Nonetheless, as I approached a trailhead near Rock Creek Park's Washington/Maryland border, a plastic shopping bag lining my backpack, I tried to think happy thoughts of allspice and cinnamon--not Dimetapp for cows. It was a warm October afternoon, and sunlight filtered through the forest canopy in patches, illuminating a quilt of fallen leaves. I was reminded that the appeal of foraging lies not only in the thrill of plucking something mysterious and edible from the wild but also in the simple peace of a walk in the woods. The hum of traffic faded into the distance, replaced by the rustle of branches tossed by the breeze and the occasional shuffle of robins in the undergrowth.
Harvesting wild foods or plants of any type is forbidden in national parks, so I planned to forage just outside the park's northern boundary. (If you intend to play hunter-gatherer on public land, it is a good idea to check local regulations in advance.) But when I discovered my first spicebush--a scraggly specimen still within the purview of the vigilant National Park Service--I broke off a smooth red berry, just to taste.
A thin, juicy skin enclosed a single large seed, which I crushed between my teeth. The berry was bitter and slightly oily, with a warm, spicy flavor that was hard to identify; sassafras and allspice seemed close. In truth, it was somewhat medicinal, but I still hoped it would go well with food. Continuing on the path, I crossed a bridge that marks the edge of the park and eventually came upon a spicebush thicket, the plants heavy with fruit. I picked a couple of handfuls.

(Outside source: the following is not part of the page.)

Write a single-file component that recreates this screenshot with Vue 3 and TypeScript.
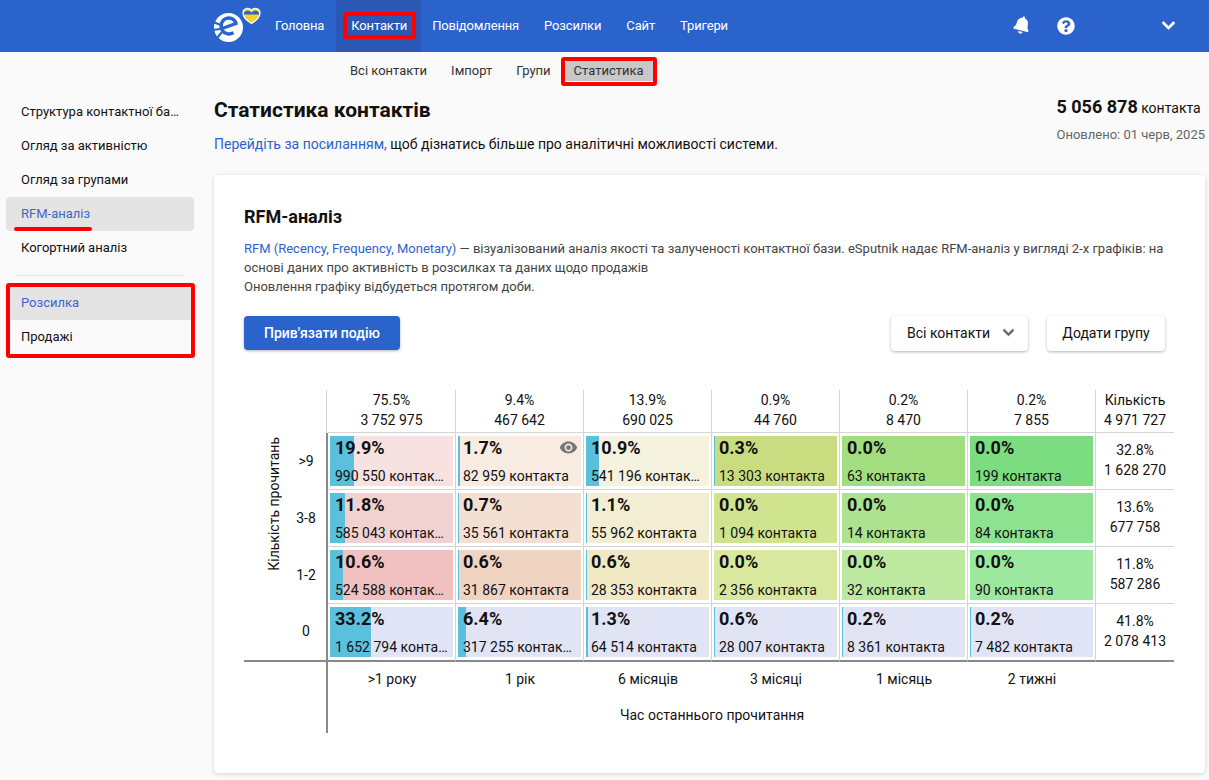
<script setup lang="ts">
interface Cell {
  pct: number
  count: string
  color: string
  eye?: boolean
}

const navItems = ["Головна", "Контакти", "Повідомлення", "Розсилки", "Сайт", "Тригери"]
const subItems = ["Всі контакти", "Імпорт", "Групи", "Статистика"]
const sideTop = ["Структура контактної бази", "Огляд за активністю", "Огляд за групами", "RFM-аналіз", "Когортний аналіз"]

const topHeaders = [
  ["75.5%", "3 752 975"],
  ["9.4%", "467 642"],
  ["13.9%", "690 025"],
  ["0.9%", "44 760"],
  ["0.2%", "8 470"],
  ["0.2%", "7 855"],
]

const rows: { label: string; share: string; total: string; cells: Cell[] }[] = [
  {
    label: ">9",
    share: "32.8%",
    total: "1 628 270",
    cells: [
      { pct: 19.9, count: "990 550 контакта", color: "#f7e2e1" },
      { pct: 1.7, count: "82 959 контакта", color: "#f7ebe2", eye: true },
      { pct: 10.9, count: "541 196 контакта", color: "#f5f2df" },
      { pct: 0.3, count: "13 303 контакта", color: "#c9dd80" },
      { pct: 0, count: "63 контакта", color: "#a2de80" },
      { pct: 0, count: "199 контакта", color: "#7cdc80" },
    ],
  },
  {
    label: "3-8",
    share: "13.6%",
    total: "677 758",
    cells: [
      { pct: 11.8, count: "585 043 контакта", color: "#f2d2d1" },
      { pct: 0.7, count: "35 561 контакта", color: "#f4e0d3" },
      { pct: 1.1, count: "55 962 контакта", color: "#f3edd3" },
      { pct: 0, count: "1 094 контакта", color: "#d0e38f" },
      { pct: 0, count: "14 контакта", color: "#ade38f" },
      { pct: 0, count: "84 контакта", color: "#8de28f" },
    ],
  },
  {
    label: "1-2",
    share: "11.8%",
    total: "587 286",
    cells: [
      { pct: 10.6, count: "524 588 контакта", color: "#f0c1c0" },
      { pct: 0.6, count: "31 867 контакта", color: "#f0d4c2" },
      { pct: 0.6, count: "28 353 контакта", color: "#f1e8c4" },
      { pct: 0, count: "2 356 контакта", color: "#d8e89f" },
      { pct: 0, count: "32 контакта", color: "#bce89f" },
      { pct: 0, count: "90 контакта", color: "#9de89f" },
    ],
  },
  {
    label: "0",
    share: "41.8%",
    total: "2 078 413",
    cells: [
      { pct: 33.2, count: "1 652 794 контакта", color: "#e1e4f4" },
      { pct: 6.4, count: "317 255 контакта", color: "#e1e4f4" },
      { pct: 1.3, count: "64 514 контакта", color: "#e1e4f4" },
      { pct: 0.6, count: "28 007 контакта", color: "#e1e4f4" },
      { pct: 0.2, count: "8 361 контакта", color: "#e1e4f4" },
      { pct: 0.2, count: "7 482 контакта", color: "#e1e4f4" },
    ],
  },
]

const periods = [">1 року", "1 рік", "6 місяців", "3 місяці", "1 місяць", "2 тижні"]

// bar never gets thinner than a pixel unless the value is really zero
const barStyle = (pct: number) => ({ width: pct > 0 ? `max(1px, ${pct}%)` : "0" })
</script>

<template>
  <div class="page">
    <header class="topbar">
      <svg class="logo" viewBox="0 0 48 36" width="48" height="36">
        <circle cx="15.5" cy="20.5" r="14.5" fill="#fff" />
        <path d="M0 15l8 3M0 23l7-1M4 31l5-6" stroke="#2b63cd" stroke-width="2.2" fill="none" />
        <path d="M9 21.500l14-5c-1-4.500-6-6.500-10-5-4.500 2-6 7-4 11.500 2.200 4 7 5 11.500 2.700" stroke="#2b63cd" stroke-width="3.400" fill="none" />
        <path d="M38.500 16.500c-6.500-4-8.500-7-8.500-10.500 0-5 6-6 8.500-2.500 2.500-3.500 8.500-2.500 8.500 2.500 0 3.500-2 6.500-8.500 10.500z" fill="#f5d327" stroke="#fff" stroke-width="1.300" />
        <path d="M30.800 7.500c-.3-4.300 5.400-5 7.700-1.800 2.300-3.200 8-2.500 7.700 1.800z" fill="#2b63cd" />
      </svg>
      <nav class="nav">
        <a v-for="item in navItems" :key="item" class="nav-link" :class="{ active: item === 'Контакти' }">
          {{ item }}
          <span v-if="item === 'Контакти'" class="mark mark-nav"></span>
        </a>
      </nav>
      <div class="top-icons">
        <svg class="bell" viewBox="0 0 448 512" width="16" height="18">
          <path fill="#fff" d="M224 512c35.32 0 63.97-28.65 63.97-64H160.03c0 35.35 28.65 64 63.97 64zm215.39-149.71c-19.32-20.76-55.47-51.99-55.47-154.29 0-77.7-54.48-139.9-127.94-155.16V32c0-17.67-14.32-32-31.98-32s-31.98 14.33-31.98 32v20.84C118.56 68.1 64.08 130.3 64.08 208c0 102.3-36.15 133.53-55.47 154.29-6 6.45-8.66 14.16-8.61 21.71.11 16.4 12.98 32 32.1 32h383.8c19.12 0 32-15.6 32.1-32 .05-7.55-2.61-15.27-8.61-21.71z" />
        </svg>
        <svg class="help" viewBox="0 0 512 512" width="18" height="18">
          <path fill="#fff" d="M504 256c0 136.997-111.043 248-248 248S8 392.997 8 256C8 119.083 119.043 8 256 8s248 111.083 248 248zM262.655 90c-54.497 0-89.255 22.957-116.549 63.758-3.536 5.286-2.353 12.415 2.715 16.258l34.699 26.31c5.205 3.947 12.621 3.008 16.665-2.122 17.864-22.658 30.113-35.797 57.303-35.797 20.429 0 45.698 13.148 45.698 32.958 0 14.976-12.363 22.667-32.534 33.976C247.128 238.528 216 254.941 216 296v4c0 6.627 5.373 12 12 12h56c6.627 0 12-5.373 12-12v-1.333c0-28.462 83.186-29.647 83.186-106.667 0-58.002-60.165-102-116.531-102zM256 338c-25.365 0-46 20.635-46 46 0 25.364 20.635 46 46 46s46-20.636 46-46c0-25.365-20.635-46-46-46z" />
        </svg>
        <svg class="chevron" viewBox="0 0 448 512" width="13" height="15">
          <path fill="#fff" stroke="#fff" stroke-width="20" d="M207.029 381.476L12.686 187.132c-9.373-9.373-9.373-24.569 0-33.941l22.667-22.667c9.357-9.357 24.522-9.375 33.901-.04L224 284.505l154.745-154.021c9.379-9.335 24.544-9.317 33.901.04l22.667 22.667c9.373 9.373 9.373 24.569 0 33.941L240.971 381.476c-9.373 9.372-24.569 9.372-33.942 0z" />
        </svg>
      </div>
    </header>

    <div class="subnav">
      <a v-for="item in subItems" :key="item" class="sub-link" :class="{ active: item === 'Статистика' }">
        {{ item }}
        <span v-if="item === 'Статистика'" class="mark mark-sub"></span>
      </a>
    </div>

    <div class="content">
      <aside class="sidebar">
        <a v-for="item in sideTop" :key="item" class="side-link" :class="{ active: item === 'RFM-аналіз' }">
          <span class="side-text">{{ item }}</span>
          <span v-if="item === 'RFM-аналіз'" class="underline"></span>
        </a>
        <div class="side-divider"></div>
        <div class="side-group">
          <a class="side-link flat current">Розсилка</a>
          <a class="side-link flat">Продажі</a>
          <span class="mark mark-side"></span>
        </div>
      </aside>

      <main class="main">
        <div class="heading">
          <div>
            <h1 class="title">Статистика контактів</h1>
            <p class="lead"><a class="link">Перейдіть за посиланням,</a> щоб дізнатись більше про аналітичні можливості системи.</p>
          </div>
          <div class="summary">
            <div class="summary-total"><b>5 056 878</b> контакта</div>
            <div class="summary-date">Оновлено: 01 черв, 2025</div>
          </div>
        </div>

        <section class="card">
          <h2 class="card-title">RFM-аналіз</h2>
          <p class="desc">
            <a class="link">RFM (Recency, Frequency, Monetary)</a> — візуалізований аналіз якості та залученості контактної бази. eSputnik надає RFM-аналіз у вигляді 2-х графіків: на<br />
            основі даних про активність в розсилках та даних щодо продажів<br />
            Оновлення графіку відбудеться протягом доби.
          </p>

          <div class="actions">
            <button class="btn primary">Прив'язати подію</button>
            <div class="actions-right">
              <button class="btn plain select">
                Всі контакти
                <svg viewBox="0 0 448 512" width="11" height="13">
                  <path fill="#666" stroke="#666" stroke-width="30" d="M207.029 381.476L12.686 187.132c-9.373-9.373-9.373-24.569 0-33.941l22.667-22.667c9.357-9.357 24.522-9.375 33.901-.04L224 284.505l154.745-154.021c9.379-9.335 24.544-9.317 33.901.04l22.667 22.667c9.373 9.373 9.373 24.569 0 33.941L240.971 381.476c-9.373 9.372-24.569 9.372-33.942 0z" />
                </svg>
              </button>
              <button class="btn plain add">Додати групу</button>
            </div>
          </div>

          <div class="matrix">
            <div class="corner"></div>
            <div v-for="h in topHeaders" :key="h[1]" class="head-cell">
              <span>{{ h[0] }}</span>
              <span>{{ h[1] }}</span>
            </div>
            <div class="head-cell last">
              <span>Кількість</span>
              <span>4 971 727</span>
            </div>

            <div class="y-title"><span>Кількість прочитань</span></div>

            <template v-for="(row, r) in rows" :key="row.label">
              <div class="row-label" :class="{ bottom: r === 3 }" :style="{ gridRow: r + 2 }">{{ row.label }}</div>
              <div v-for="cell in row.cells" :key="cell.count" class="data-cell" :class="{ bottom: r === 3 }">
                <div class="tile" :style="{ background: cell.color }">
                  <div class="bar" :style="barStyle(cell.pct)"></div>
                  <div class="tile-pct">{{ cell.pct.toFixed(1) }}%</div>
                  <div class="tile-count">{{ cell.count }}</div>
                  <svg v-if="cell.eye" class="eye" viewBox="0 0 24 24" width="19" height="19">
                    <path fill="#777" d="M12 4.500C7 4.500 2.730 7.610 1 12c1.730 4.390 6 7.500 11 7.500s9.270-3.110 11-7.500c-1.730-4.390-6-7.500-11-7.500zM12 17c-2.760 0-5-2.240-5-5s2.240-5 5-5 5 2.240 5 5-2.240 5-5 5zm0-8c-1.660 0-3 1.340-3 3s1.340 3 3 3 3-1.340 3-3-1.340-3-3-3z" />
                  </svg>
                </div>
              </div>
              <div class="total-cell" :class="{ bottom: r === 3 }">
                <span>{{ row.share }}</span>
                <span>{{ row.total }}</span>
              </div>
            </template>

            <div class="axis-stub"></div>
            <div v-for="p in periods" :key="p" class="period">{{ p }}</div>
            <div></div>

            <div class="axis-stub tall"></div>
            <div class="x-title">Час останнього прочитання</div>
          </div>
        </section>
      </main>
    </div>
  </div>
</template>

<style>
body {
  background: #fafafa;
}
</style>

<style scoped>
.page {
  height: 780px;
  overflow: hidden;
  background: #fafafa;
  color: #111;
  font-family: Roboto, "Liberation Sans", sans-serif;
  font-size: 14px;
}

.mark {
  position: absolute;
  border: 4px solid #f00;
  border-radius: 3px;
  pointer-events: none;
}

/* top bar */
.topbar {
  display: flex;
  align-items: stretch;
  height: 52px;
  padding-left: 213px;
  background: #2b63cd;
  color: #fff;
  font-size: 13px;
  letter-spacing: -0.15px;
}

.logo {
  flex: none;
  margin-top: 7px;
}

.nav {
  display: flex;
  margin-left: 1.5px;
}

.nav-link {
  position: relative;
  display: flex;
  align-items: center;
  padding: 0 12.5px 2px;
}

.nav-link.active {
  padding: 0 13.5px 2px 15.5px;
  margin: 0 -1px;
  background: #2a58b4;
}

.mark-nav {
  top: 12px;
  bottom: 13px;
  left: 7px;
  right: 5px;
}

.top-icons {
  display: flex;
  flex: 1;
  align-items: center;
  justify-content: flex-end;
  padding: 0 34px 0 0;
}

.bell {
  margin-right: 27px;
  margin-top: -3px;
  transform: rotate(14deg);
}

.help {
  margin-right: 87px;
}

.chevron {
  margin-top: -1px;
}

/* sub menu */
.subnav {
  display: flex;
  gap: 6px;
  height: 43px;
  padding: 9px 0 0 341px;
  box-sizing: border-box;
  font-size: 13px;
  color: #333;
}

.sub-link {
  position: relative;
  height: 20px;
  padding: 0 9px;
  line-height: 20px;
  border-radius: 3px;
}

.sub-link.active {
  margin-left: -1px;
  padding-right: 10px;
  background: #c8c8c8;
}

.mark-sub {
  top: -4px;
  bottom: -5px;
  left: -4px;
  right: -3px;
}

/* layout */
.content {
  display: flex;
}

.sidebar {
  flex: none;
  width: 188px;
  margin-left: 6px;
}

.side-link {
  position: relative;
  display: flex;
  align-items: center;
  height: 34px;
  padding: 0 15px 1px;
  font-size: 13px;
  border-radius: 4px;
  box-sizing: border-box;
}

.side-text {
  overflow: hidden;
  text-overflow: ellipsis;
  white-space: nowrap;
}

.side-link.active,
.side-link.current {
  background: #e4e4e4;
  color: #3f66c6;
}

.side-link.flat {
  border-radius: 0;
}

.underline {
  position: absolute;
  left: 8px;
  width: 78px;
  bottom: 0;
  height: 4px;
  border-radius: 2px;
  background: #f00;
}

.side-divider {
  height: 1px;
  margin: 10px 10px 10px;
  background: #e2e2e2;
}

.side-group {
  position: relative;
}

.mark-side {
  top: -3px;
  bottom: -4px;
  left: 0;
  right: -1px;
}

.main {
  flex: none;
  width: 991px;
  margin-left: 20px;
}

.heading {
  display: flex;
  justify-content: space-between;
  height: 80px;
}

.title {
  margin: 0;
  font-size: 21px;
  line-height: 30px;
  font-weight: 700;
  color: #111;
}

.lead {
  margin: 9px 0 0;
  line-height: 21px;
}

.link {
  color: #2b63cd;
}

.summary {
  padding-right: 0;
}

.summary-total {
  line-height: 24px;
}

.summary-total b {
  font-size: 18px;
  font-weight: 700;
}

.summary-date {
  margin-top: 5px;
  font-size: 13px;
  line-height: 20px;
  color: #666;
}

/* card */
.card {
  height: 598px;
  padding: 30px 40px 0 30px;
  box-sizing: border-box;
  background: #fff;
  border-radius: 4px;
  box-shadow: 0 1px 4px rgba(0, 0, 0, 0.16);
}

.card-title {
  margin: 0;
  font-size: 18px;
  line-height: 24px;
  font-weight: 700;
}

.desc {
  margin: 10px 0 0;
  font-size: 13px;
  line-height: 19px;
  color: #444;
  white-space: nowrap;
}

.actions {
  display: flex;
  justify-content: space-between;
  align-items: flex-start;
  margin-top: 20px;
}

.actions-right {
  display: flex;
  gap: 19px;
}

.btn {
  height: 35px;
  padding-bottom: 2px;
  border: 0;
  border-radius: 4px;
  font-family: inherit;
  font-size: 14px;
  box-shadow: 0 1px 3px rgba(0, 0, 0, 0.3);
}

.primary {
  width: 156px;
  height: 34px;
  background: #2b63cd;
  color: #fff;
  font-weight: 500;
}

.plain {
  background: #fff;
  color: #111;
}

.select {
  display: flex;
  align-items: center;
  justify-content: space-between;
  width: 137px;
  padding: 0 14px 2px 16px;
}

.add {
  width: 118px;
  padding: 0 0 2px;
}

/* matrix */
.matrix {
  display: grid;
  grid-template-columns: 42px 42px repeat(6, 128px) 78px;
  grid-template-rows: 43px 57px 57px 57px 58px 34px 37px;
  width: 930px;
  margin-top: 39px;
}

.corner {
  grid-column: 1 / 3;
  margin-right: 1px;
  border-right: 1px solid #d4d4d4;
}

.head-cell,
.total-cell {
  display: flex;
  flex-direction: column;
  align-items: center;
  justify-content: center;
  padding-bottom: 2px;
  box-sizing: border-box;
  line-height: 20px;
  border-bottom: 1px solid #d4d4d4;
}

.head-cell {
  border-right: 1px solid #d4d4d4;
}

.head-cell.last {
  border-right: 0;
}

.y-title {
  grid-column: 1;
  grid-row: 2 / 6;
  display: flex;
  align-items: flex-start;
  justify-content: flex-end;
  border-bottom: 2px solid #888;
}

.y-title span {
  writing-mode: vertical-rl;
  transform: rotate(180deg);
  margin-right: 4px;
  margin-top: 4px;
  white-space: nowrap;
}

.row-label {
  grid-column: 2;
  display: flex;
  align-items: center;
  justify-content: center;
  padding-bottom: 2px;
  box-sizing: border-box;
  border-right: 2px solid #888;
}

.data-cell {
  padding: 3px 2px;
  border-right: 1px solid #d4d4d4;
  border-bottom: 1px solid #d4d4d4;
}

.bottom {
  border-bottom: 2px solid #888;
}

.tile {
  position: relative;
  height: 50px;
  overflow: hidden;
}

.bar {
  position: absolute;
  top: 0;
  bottom: 0;
  left: 0;
  background: #5bc0de;
}

.tile-pct,
.tile-count {
  position: relative;
  padding: 0 5px;
  overflow: hidden;
  white-space: nowrap;
  text-overflow: ellipsis;
}

.tile-pct {
  height: 26px;
  font-size: 18px;
  font-weight: 700;
  line-height: 24px;
}

.tile-count {
  margin-top: 4px;
  line-height: 21px;
}

.eye {
  position: absolute;
  top: 2px;
  right: 3px;
}

.axis-stub {
  grid-column: 1 / 3;
  margin-left: 42px;
  border-right: 2px solid #888;
}

.period {
  display: flex;
  align-items: center;
  justify-content: center;
}

.x-title {
  grid-column: 3 / 9;
  display: flex;
  align-items: center;
  justify-content: center;
}
</style>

That night, I invited over my cousin, a college senior and strapping, slightly carnivorous male who was wary when I tried to persuade him that no, really, these things were probably going to taste pretty good. Fresh spicebush berries--ground in a spice mill, a food processor, or a mortar and pestle--can be used in any recipe that calls for cinnamon or allspice, and I had read that they pair especially well with apples. Pancakes with cinnamon-spicebush apples sounded delicious, but wasn't ideal dinner fare. "Cherokee-style" baked apples with spicebush didn't pass muster because I wasn't gunning for a multi-course extravaganza. Instead, I opted for a classic one-plate meal: pork and apple chutney, with a spicebush twist.
Into a large saucepan sizzling with a couple of tablespoons of butter went one chopped onion, then, when the onion was soft, four medium-sized apples cut into small chunks. I mashed about a tablespoon and a half of fresh spicebush berries with a mortar and pestle, taking care to crush each obstinately smooth and slippery seed. (Next time, I'll resort to more advanced technology.) When I added them, the unmistakable aroma of apple pie wafted from the pot. A long, caramelizing simmer with a tablespoon of sugar and a half-cup or so of water yielded a pleasingly dark stew, which we finished with salt, pepper, and a couple of tablespoons of balsamic vinegar.
Next, we liberally salted a few well-marbled pork chops before sautéing them over high heat and transferring them to a baking sheet, which we placed for about five minutes in a 450-degree oven. (This sear-and-roast method forms a golden crust and keeps them juicy. A cast iron skillet would have been ideal, since they conduct heat nicely and can be placed in the oven to minimize cleanup, but we persevered.) Removing the fragrant chops, we served them with the chutney, some roasted butternut squash, and bottles of a hoppy pale ale. But, of course, when we sat down to take our first bites, we started with the chutney.
Its sweetness had banished all trace of the berries' bitterness, and what remained was a slightly funky but addictively delicious spiciness that enhanced the buttery, oniony apples, and, as we dug into the rest of the meal, the richly flavored pork. We were as happy as George Washington stumbling into a grove of spicebush. Or a couple of horned cattle from 19th-century Pennsylvania savoring medicinal tea.